The first line is "I could not say at which station the woman and her baby entered the train".

One of the themes treated quite well by the author is a clash between science and religion. The first time Victor speaks, he asks his mother who God is. Soon Victor is scandalizing the Reverend Crashaw with "blasphemy". Fortunately Victor is under the protection of the local squire, Challis, himself an anthropologist who is dedicated to learning. The tension between these two forces is symbolized neatly by Challis's library.
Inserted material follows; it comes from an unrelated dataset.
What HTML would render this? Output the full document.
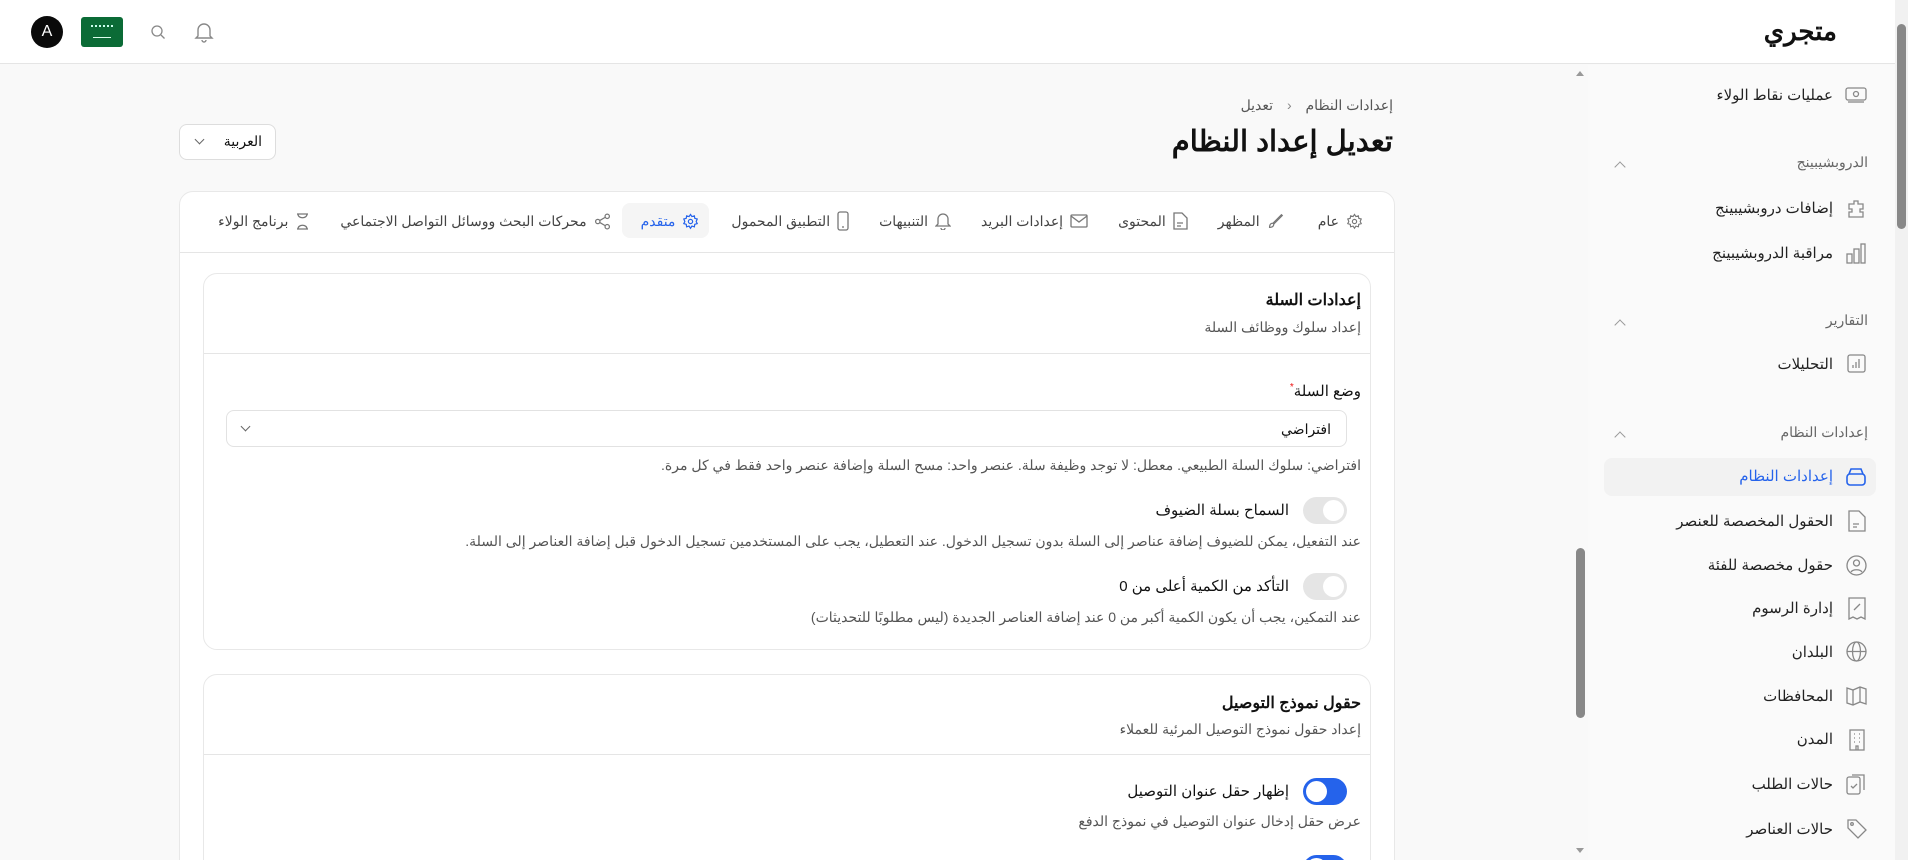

The library at Challis Court occupies a suite of three rooms. The first and largest of the three is part of the original structure of the house. Its primitive use had been that of a chapel, a one-storey building jutting out from the west wing. This Challis had converted into a very practicable library with a continuous gallery running round at a height of seven feet from the floor, and in it he had succeeded in arranging some 20,000 volumes. But as his store of books grew—and at one period it had grown very rapidly—he had been forced to build, and so he had added first one and then the other of the two additional rooms which became necessary. Outside, the wing had the appearance of an unduly elongated chapel, as he had continued the original roof over his addition, and copied the style of the old chapel architecture.

Crashaw and Challis have their own churches.

There's really a lot going on this book. The characters subtly but effectively provide the author with opportunities to create a realistic environment for this fantastic tale and also to make some interesting comments about human tendencies and history.

Best of all is that it's a compelling story. There's very little action and the structure of the book deals with this by making some jumps in chronology, all explained perfectly reasonably by the narrator. It's not quite a novel of ideas, more a thorough and satisfying exploration of a "what if" idea.